Les Québécois sont frappés par l’arrogance de ces bandits. Il faut dire que jusqu’alors, les activités illicites de ces groupes criminels, comme la mafia italienne, étaient restées dans l’ombre. Jour après jour, on découvre les magouilles de la pègre au mépris de la communauté.
Enquête sur le crime organisé. Dossier relatif à l’introduction frauduleuse de viandes impropres à la consommation humaine et à la fraude relative à la viande chevaline : rapport intermédiaire de l’enquête sur la criminalité organisée.
Photo fournie par BIBLIOTHÈQUE DE L’ASSEMBLÉE NATIONALE
METTRE EN LUMIÈRE LES ACTIVITÉS CRIMINELLES DE LA MAFIA
Lors des nombreuses audiences du CECO, les commissaires font venir à la barre des mafieux notoires tels que Paolo Violi, Armand Courville ou Angelo Lanzo, mais aussi le parrain de la mafia montréalaise lui-même, Vic Cotroni. Il se présente comme une personne pieuse, discrète et honnête. Un homme d’affaires qui a bâti sa réputation grâce à l’industrie du divertissement et à sa fortune dans le commerce des saucisses et du pepperoni.
Les commissaires établissent des liens flagrants entre la mafia et le monde de la drogue, des jeux d’argent, du commerce humain, de la vente de viande pourrie et du financement des partis politiques. Rien n’est laissé au hasard, tout arrive. Ces révélations publiques ébranlent la loi du silence de ces mafieux. Tout au long des travaux de la commission, ceux qui parlent trop s’exposeront à des représailles. Certains seront même assassinés.
Ces révélations, notamment le scandale de la viande avariée, ébranlent la confiance des Québécois envers leurs institutions.
Lanceur d’alerte. Les travailleurs du secteur alimentaire affirment que des viandes périmées ou de qualité inférieure sont distribuées au Québec et que les inspecteurs des aliments reçoivent des pots-de-vin pour fermer les yeux sur cette pratique.

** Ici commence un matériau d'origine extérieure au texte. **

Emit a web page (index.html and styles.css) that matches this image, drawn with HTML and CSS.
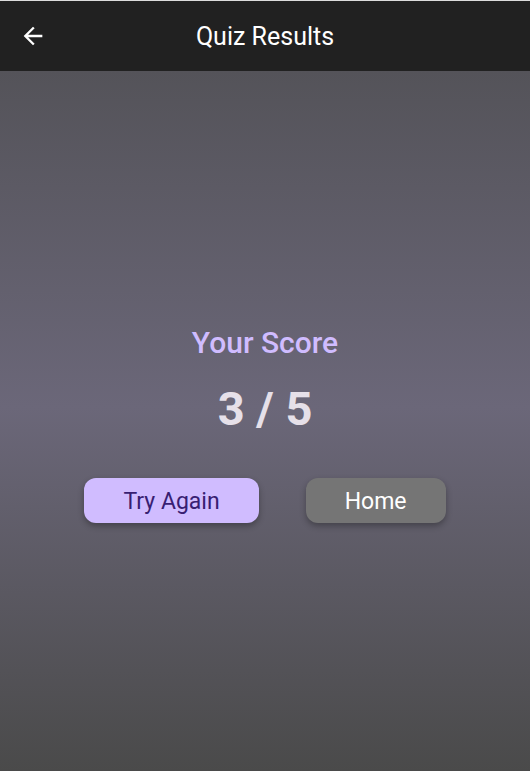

Photo fournie par ENCYCLOPÉDIE DU CRIME ORGANISÉ CANADIEN
SCANDALE DE LA PAUVRE VIANDE
Les enquêteurs démontrent que depuis plusieurs années, la mafia montréalaise se livre au recyclage de morceaux de viande impropres à la consommation humaine par l’intermédiaire d’entreprises comme Alouette Meat Market et O’bies Meat Market. Ce réseau dégoûtant opère à grande échelle et implique des inspecteurs, des fonctionnaires et même des hommes politiques. Le public a découvert avec étonnement que, sans aucun contrôle de qualité, au moins un demi-million de livres de charognes avaient été introduites dans les boucheries, les écoles, les hôpitaux et même dans les hot-dogs ou hamburgers mangés par les visiteurs d’Expo 67.
O’bies Meat Market : l’entreprise contrôlée par le clan Cotroni est l’un des principaux fournisseurs de hot-dogs et de hamburgers à l’Exposition universelle de Montréal.
Photo fournie par BAC
Ces quatre années de commission et surtout ce scandale ont mis en lumière la corruption ainsi que l’étendue du pouvoir des grandes organisations criminelles montréalaises. Après avoir entendu cette troublante vérité révélée, les Québécois sont convaincus que les barons du crime seront arrêtés et emprisonnés une fois le rapport du CECO déposé. Même si la mafia et le clan Cotroni sont sérieusement ébranlés, on ne peut pas vraiment dire que de nombreux criminels ont fini en prison et que l’État a mis en place des mesures pare-feu efficaces pour protéger nos institutions.
Tentative de meurtre du journaliste Jean-Pierre Charbonneau. Le soir du 1er mai 1973, le jeune journaliste spécialisé dans les affaires criminelles est abattu à bout portant dans les locaux du « Devoir ». C’est en couvrant les auditions de la Commission d’enquête sur le crime organisé que, peu après l’attentat, notre journaliste a reconnu son agresseur, Tony Mucci. Il sera formellement inculpé de tentative de meurtre.